Somebody Bob Overhearing

I'm a bit behind in my language-overhearing postings. Frequently I make a note in my little 4.5 in. x 3.25 in. Composition book with marbled green cover and taped spine, but I don't get back to it for a looooooong time. Basically some cataclysm has to disjar it from its entrapment in the bottom folds of my handbag lining.

So it is with great pleasure that I suddenly remembered to find and get these off the docket.

At the end of April we (the two male offspring and I) were in the dumpy little car coming back from the elder's weekend Madrigal Choir rehearsal at the local uni, listening to something funny on National Public Radio, when Tyke wanted to respond (in the immortal words of the recently late Peter Boyle, of Young Frankenstein and Everybody Loves Raymond fame), "Ho-o-oly Cra-a-ap!" Only he suddenly bit his tongue and instead said,
Ho[ly]! Cr[ap]oowwly Bob!
Well, now every member of our family knows what we need to exclaim in moments of great emotional transport. "Ho! Cr--owly Bob!" It's your all-around general-purpose swear. It falls into the great tradition of, "Well, I swan!" as some of us used to say who were raised in ladylike Southern traditions. You could not say, "Well, I swear," or even permit yourself to think "I swear"; you had to think and say something at least once-removed, as if it were a seldom seen and quite possibly completely unwelcome visiting cousin. Sometimes it was, "Well, I swaaannneeee!" (Twice-removed.)

It's not just a Southern thing. Even my Northeastern father-in-law says the once-removed "Oh, Sugar!" instead of, "Oh, sh**!" I've never heard him say anything worse, although I'm sure he's moved to [often] and has [many times].
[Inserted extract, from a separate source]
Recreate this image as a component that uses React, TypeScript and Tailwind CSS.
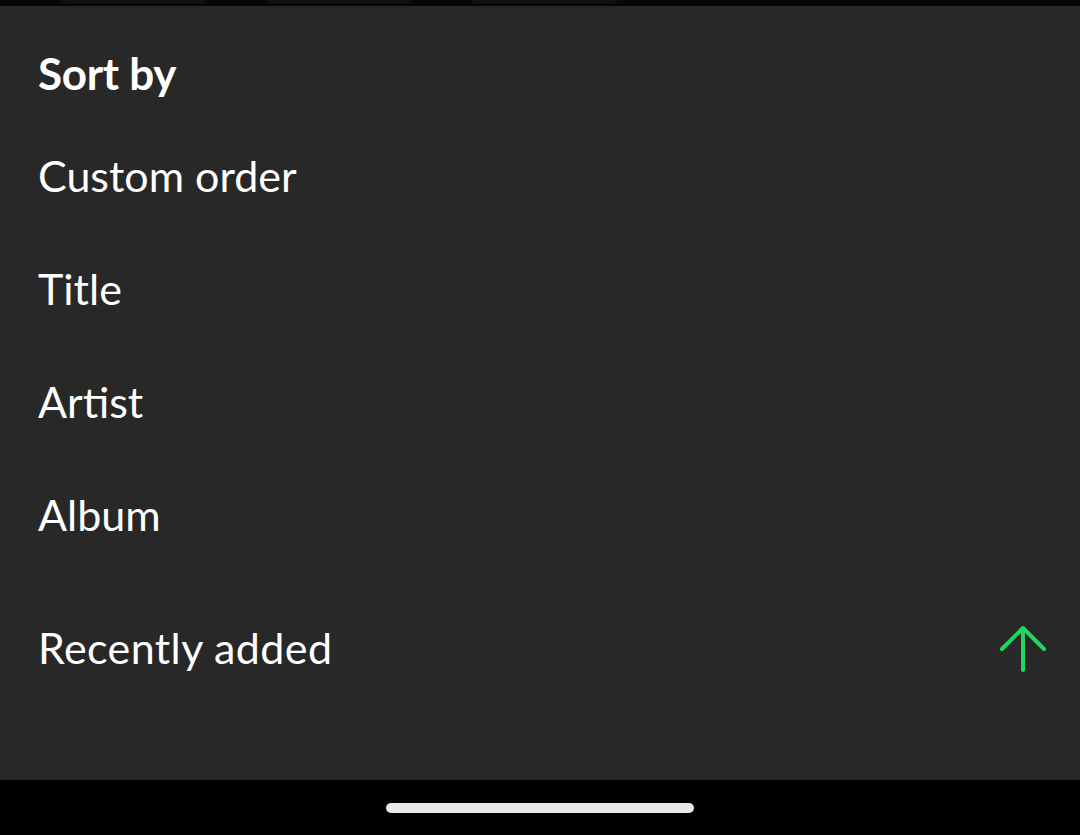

So for now, our family has adopted
Ho! Crowly Bob!
You cain't hardly beat an oath like that with a stick, and nobody, but nobody, can take eksepshun to it or be offended by it--yet--unless that person's name is ackxerly Crowly Bob and I hope nobody's is. If he was to come after Tyke, I'd challenge 'im and reckon there'd be fisticuffs, but so far we hasn't run acrosst no takers.
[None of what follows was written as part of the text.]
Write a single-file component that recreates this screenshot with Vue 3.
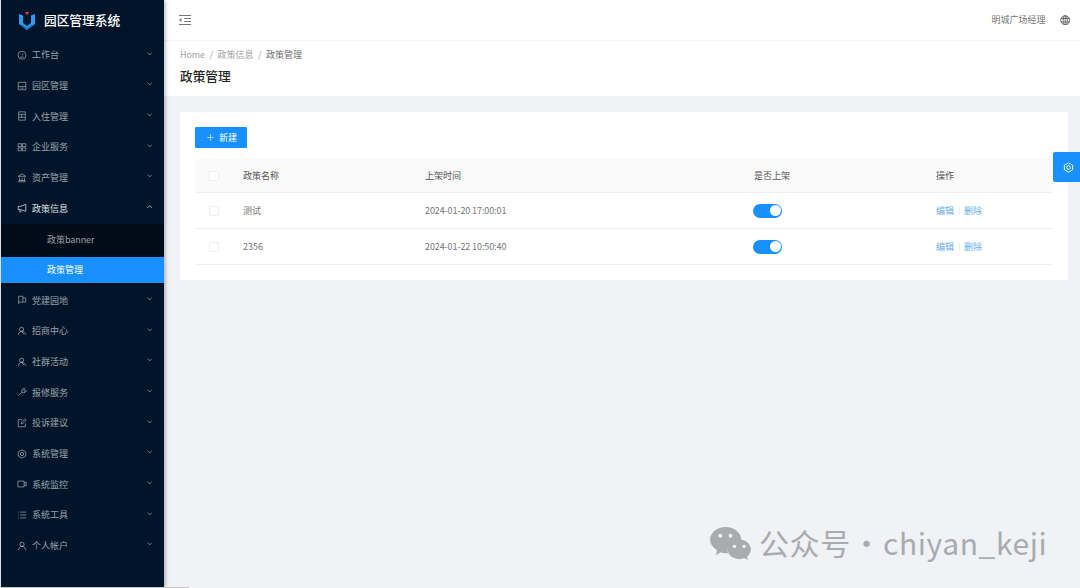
<script setup>
const before = [
  { label: '工作台', icon: 'dash' },
  { label: '园区管理', icon: 'park' },
  { label: '入住管理', icon: 'form' },
  { label: '企业服务', icon: 'apps' },
  { label: '资产管理', icon: 'bank' }
]
const after = [
  { label: '党建园地', icon: 'flag' },
  { label: '招商中心', icon: 'team' },
  { label: '社群活动', icon: 'team' },
  { label: '报修服务', icon: 'tool' },
  { label: '投诉建议', icon: 'edit' },
  { label: '系统管理', icon: 'gear' },
  { label: '系统监控', icon: 'video' },
  { label: '系统工具', icon: 'list' },
  { label: '个人帐户', icon: 'user' }
]
const icons = {
  dash: ['M12 3a9.500 9.500 0 1 1 0 19 9.500 9.500 0 0 1 0-19z', 'M12 13l3-4', 'M8 17h8'],
  park: ['M3 3h18v18H3z', 'M3 13h18', 'M8 17h8'],
  form: ['M4 2h16v20H4z', 'M4 8h16', 'M11 8v7', 'M4 15h16'],
  apps: ['M3 4h8v7H3z', 'M13 4h8v7h-8z', 'M3 14h8v7H3z', 'M13 14h8v7h-8z'],
  bank: ['M12 2l9 6H3z', 'M3 21h18', 'M6 11v7', 'M12 11v7', 'M18 11v7', 'M4 18h16'],
  flag: ['M4 22V3h10v14H4', 'M14 7h7v10h-7'],
  team: ['M11 3a5 5 0 1 1 0 10 5 5 0 0 1 0-10z', 'M3 21c1-5 4-8 8-8 5 0 9 3 10 8', 'M12 14l5 6'],
  tool: ['M3 21l9-9', 'M12 12a5.500 5.500 0 0 1 7-8l-3 3 1 3 3 0 2-2a5.500 5.500 0 0 1-8 5z'],
  edit: ['M20 13v8H3V4h9', 'M10 14l1-4 8-8 3 3-8 8z'],
  gear: ['M12 2l9 5v10l-9 5-9-5V7z', 'M12 8a4 4 0 1 1 0 8 4 4 0 0 1 0-8z'],
  video: ['M2 5h15v14H2z', 'M17 10l5-3v10l-5-3'],
  list: ['M8 5h14', 'M8 12h14', 'M8 19h14', 'M2 5h2', 'M2 12h2', 'M2 19h2'],
  user: ['M12 3a5 5 0 1 1 0 10 5 5 0 0 1 0-10z', 'M3 22c1-6 4-9 9-9s8 3 9 9'],
  notice: ['M21 3v17L9 16H3V8h6z', 'M7 16v5h4']
}
const rows = [
  { name: '测试', time: '2024-01-20 17:00:01' },
  { name: '2356', time: '2024-01-22 10:50:40' }
]
</script>

<template>
  <div class="page">
    <aside class="side">
      <div class="brand">
        <svg class="logo" viewBox="0 0 16 18">
          <path d="M0 2l4 1.500V11l4 3 4-3V3.500L16 2v10l-8 6-8-6z" fill="#2f9bf5" />
          <path d="M3 12.500l5 3.500 5-3.500 1 .700-6 4.800-6-4.800z" fill="#1a6fd0" />
          <path d="M6 0h4L8 3z" fill="#e8484f" />
        </svg>
        <span class="brand-name">园区管理系统</span>
      </div>
      <nav class="menu">
        <div v-for="m in before" :key="m.label" class="item">
          <svg class="ico" viewBox="0 0 24 24"><path v-for="d in icons[m.icon]" :key="d" :d="d" /></svg>
          <span class="label">{{ m.label }}</span>
          <svg class="chev" viewBox="0 0 10 6"><path d="M1 1l4 4 4-4" /></svg>
        </div>
        <div class="item open">
          <svg class="ico" viewBox="0 0 24 24"><path v-for="d in icons.notice" :key="d" :d="d" /></svg>
          <span class="label">政策信息</span>
          <svg class="chev" viewBox="0 0 10 6"><path d="M1 5l4-4 4 4" /></svg>
        </div>
        <div class="sub">
          <div class="sub-item">政策<span class="latin">banner</span></div>
          <div class="sub-item active">政策管理</div>
        </div>
        <div v-for="m in after" :key="m.label" class="item">
          <svg class="ico" viewBox="0 0 24 24"><path v-for="d in icons[m.icon]" :key="d" :d="d" /></svg>
          <span class="label">{{ m.label }}</span>
          <svg class="chev" viewBox="0 0 10 6"><path d="M1 1l4 4 4-4" /></svg>
        </div>
      </nav>
    </aside>

    <main class="main">
      <header class="top">
        <svg class="fold" viewBox="0 0 12 10">
          <path d="M0 .5h12M5 3.500h7M5 6.500h7M0 9.500h12" />
          <path class="fold-arrow" d="M0 5l2.500-2v4z" />
        </svg>
        <div class="top-right">
          <span class="user">明城广场经理</span>
          <svg class="globe" viewBox="0 0 12 12">
            <circle cx="6" cy="6" r="5.200" />
            <ellipse cx="6" cy="6" rx="2.400" ry="5.200" />
            <path d="M6 .8v10.400M1 4h10M1 8h10" />
          </svg>
        </div>
      </header>

      <section class="head">
        <div class="crumb">
          <span class="latin">Home</span><i>/</i><span>政策信息</span><i>/</i><span class="cur">政策管理</span>
        </div>
        <h1 class="title">政策管理</h1>
      </section>

      <section class="content">
        <div class="card">
          <button class="btn">
            <svg viewBox="0 0 10 10"><path d="M5 .5v9M.5 5h9" /></svg>
            <span>新建</span>
          </button>
          <div class="table">
            <div class="tr th">
              <div><span class="check"></span></div>
              <div>政策名称</div>
              <div>上架时间</div>
              <div>是否上架</div>
              <div>操作</div>
            </div>
            <div v-for="r in rows" :key="r.name" class="tr">
              <div><span class="check"></span></div>
              <div>{{ r.name }}</div>
              <div class="latin">{{ r.time }}</div>
              <div><span class="switch"><span class="knob"></span></span></div>
              <div class="ops"><a>编辑</a><em></em><a>删除</a></div>
            </div>
          </div>
        </div>
      </section>
    </main>

    <div class="float-btn">
      <svg viewBox="0 0 24 24"><path d="M12 2l9 5v10l-9 5-9-5V7z" /><circle cx="12" cy="12" r="4" /></svg>
    </div>

    <div class="mark">
      <svg class="wx" viewBox="0 0 42 34">
        <path d="M16 0c9 0 16 6 16 13 0 1 0 1-1 2-6-1-13 3-13 9 0 1 0 2 1 3h-3c-2 0-3 0-5-1l-5 3 1-5C3 21 0 18 0 13 0 6 7 0 16 0z" fill="#a9abae" />
        <path d="M30 13c7 0 12 5 12 10 0 3-2 6-4 8l1 3-4-2c-2 1-3 1-5 1-7 0-12-5-12-10s5-10 12-10z" fill="#a9abae" />
        <circle cx="10.500" cy="9" r="2" fill="#f0f2f5" /><circle cx="21" cy="9" r="2" fill="#f0f2f5" />
        <circle cx="25" cy="20" r="1.700" fill="#f0f2f5" /><circle cx="35" cy="20" r="1.700" fill="#f0f2f5" />
      </svg>
      <span class="mark-text">公众号 · chiyan_keji</span>
    </div>
    <div class="scroll"></div>
  </div>
</template>

<style>
html, body { margin: 0; background: #f0f2f5; overflow: hidden; }
</style>

<style scoped>
.page {
  position: relative;
  display: flex;
  width: 1080px;
  height: 588px;
  overflow: hidden;
  font-family: "Noto Sans CJK SC", "Noto Sans", sans-serif;
  font-size: 9px;
  color: #595959;
  background: #f0f2f5;
}
.latin { letter-spacing: -.1px; }
.side {
  flex: 0 0 163px;
  margin-left: 1px;
  background: #001529;
  box-shadow: 1px 0 4px rgba(0, 21, 41, .35);
  z-index: 2;
}
.brand { display: flex; align-items: center; height: 39.6px; padding-left: 18px; box-sizing: border-box; }
.logo { width: 16px; height: 18px; margin-right: 10px; margin-top: 2px; }
.brand-name { font-size: 12.700px; font-weight: 500; color: #fff; margin-left: -1px; }
.item {
  display: flex;
  align-items: center;
  height: 30.67px;
  padding: 0 12px 0 16px;
  color: rgba(255, 255, 255, .6);
}
.item.open { color: #fff; opacity: .88; }
.ico { width: 10px; height: 10px; margin-right: 5px; fill: none; stroke: currentColor; stroke-width: 1.800; flex: none; }
.label { flex: 1; font-size: 9px; }
.chev { width: 5.500px; height: 3.500px; margin-top: -3px; fill: none; stroke: currentColor; stroke-width: 1.300; }
.sub { background: #000c17; padding: 3px 0 2.400px; display: flex; flex-direction: column; gap: 4px; }
.sub-item { height: 26px; line-height: 25px; padding-left: 46px; color: rgba(255, 255, 255, .6); }
.sub-item.active { background: #1890ff; color: #fff; }

.main { flex: 1; min-width: 0; display: flex; flex-direction: column; }
.top {
  display: flex;
  align-items: center;
  justify-content: space-between;
  height: 40px;
  padding: 0 10px 0 15px;
  background: #fff;
  border-bottom: 1px solid #f5f5f5;
  flex: none;
}
.fold { width: 12px; height: 10px; fill: none; stroke: #777; stroke-width: 1; margin-top: -1px; }
.fold-arrow { fill: #777; stroke: none; }
.top-right { display: flex; align-items: center; gap: 14px; }
.user { color: #777; margin-top: -1px; }
.globe { width: 10.500px; height: 10.500px; fill: none; stroke: #666; stroke-width: 1.100; }
.head { height: 55px; padding-left: 16px; background: #fff; flex: none; box-sizing: border-box; }
.crumb { display: flex; align-items: center; height: 13px; margin-top: 6.500px; color: #a3a3a3; }
.crumb i { font-style: normal; margin: 0 4.500px; }
.crumb .cur { color: #727272; }
.title { margin: 6.500px 0 0; font-size: 12.700px; line-height: 18px; font-weight: 500; color: #262626; }
.content { flex: 1; padding: 16px 12px 0 16px; }
.card { height: 168px; padding: 15px; box-sizing: border-box; background: #fff; }
.btn {
  display: flex;
  align-items: center;
  gap: 5px;
  width: 52px;
  height: 21px;
  padding: 0 0 0 12px;
  box-sizing: border-box;
  border: 0;
  border-radius: 1px;
  background: #1890ff;
  color: #fff;
  font: inherit;
}
.btn svg { width: 7px; height: 7px; fill: none; stroke: #fff; stroke-width: .9; }
.table { margin-top: 11px; }
.tr {
  display: grid;
  grid-template-columns: 48px 182px 329px 182px 1fr;
  align-items: center;
  height: 36px;
  box-sizing: border-box;
  border-bottom: 1px solid #f0f0f0;
  color: #777;
}
.tr > div:first-child { padding-left: 14px; display: flex; }
.th { height: 34px; background: #fafafa; color: #555; }
.check { width: 10px; height: 10px; box-sizing: border-box; border: 1px solid #eee; border-radius: 1px; background: #fff; }
.switch {
  position: relative;
  display: block;
  width: 29px;
  height: 14px;
  margin-left: -1px;
  border-radius: 7px;
  background: #1890ff;
}
.knob {
  position: absolute;
  top: 1.500px;
  right: 1.500px;
  width: 11px;
  height: 11px;
  border-radius: 50%;
  background: #fff;
}
.ops { display: flex; align-items: center; color: #6aaee8; }
.ops em { width: 1px; height: 8px; margin: 0 4.500px; background: #eee; }
.float-btn {
  position: absolute;
  left: 1053px;
  top: 152px;
  width: 27px;
  height: 30px;
  padding-left: 4px;
  box-sizing: border-box;
  display: flex;
  align-items: center;
  justify-content: center;
  background: #1890ff;
  border-radius: 2px 0 0 2px;
  z-index: 3;
}
.float-btn svg { width: 11px; height: 11px; fill: none; stroke: #fff; stroke-width: 2; }
.mark {
  position: absolute;
  left: 710px;
  top: 521px;
  display: flex;
  align-items: center;
  gap: 8px;
  height: 44px;
  font-size: 30px;
  letter-spacing: .6px;
  word-spacing: -6.500px;
  color: #a9abae;
  white-space: nowrap;
  z-index: 4;
}
.mark-text { margin-top: -2px; }
.wx { width: 41px; height: 33px; }
.scroll { position: absolute; left: 0; bottom: 0; width: 189px; height: 1px; background: #c4c4c4; z-index: 5; }
</style>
I currently live a couple of blocks away from the Mark Twain house. (Yes! I really do! It's my favorite place in town, because in the most recent renovations they obtained, reconstructed, and displayed the actual Paige Compositor that, for me as a writer and former newspaper typesetter and page compositor, has been like finding the Holy Grail. All my life I wanted to see that thing, and after all my ridiculous nomadic relocation, it came to me! Even worse, I want to just climb into the display and start composing. Don't tell anybody. They won't let me in anymore.) Anyway. Reading all that Sam Clemens litrichur including the Compleat Letturs and Ottobyografy to get yerself sivilized and sophiscated sinks into a person. Sorry;
Ho! Crowly Bob!
there goes my durn langige agin.

During the same car ride, #1 Son, G, having just come from a very formal lesson in Renaissance and Baroque song, read something completely mundane using a cheesy lounge-singer voice. Since I was driving, I could not afford to laugh as much as really I needed to. "Stop it! I'm gonna lose control of the car!" I said.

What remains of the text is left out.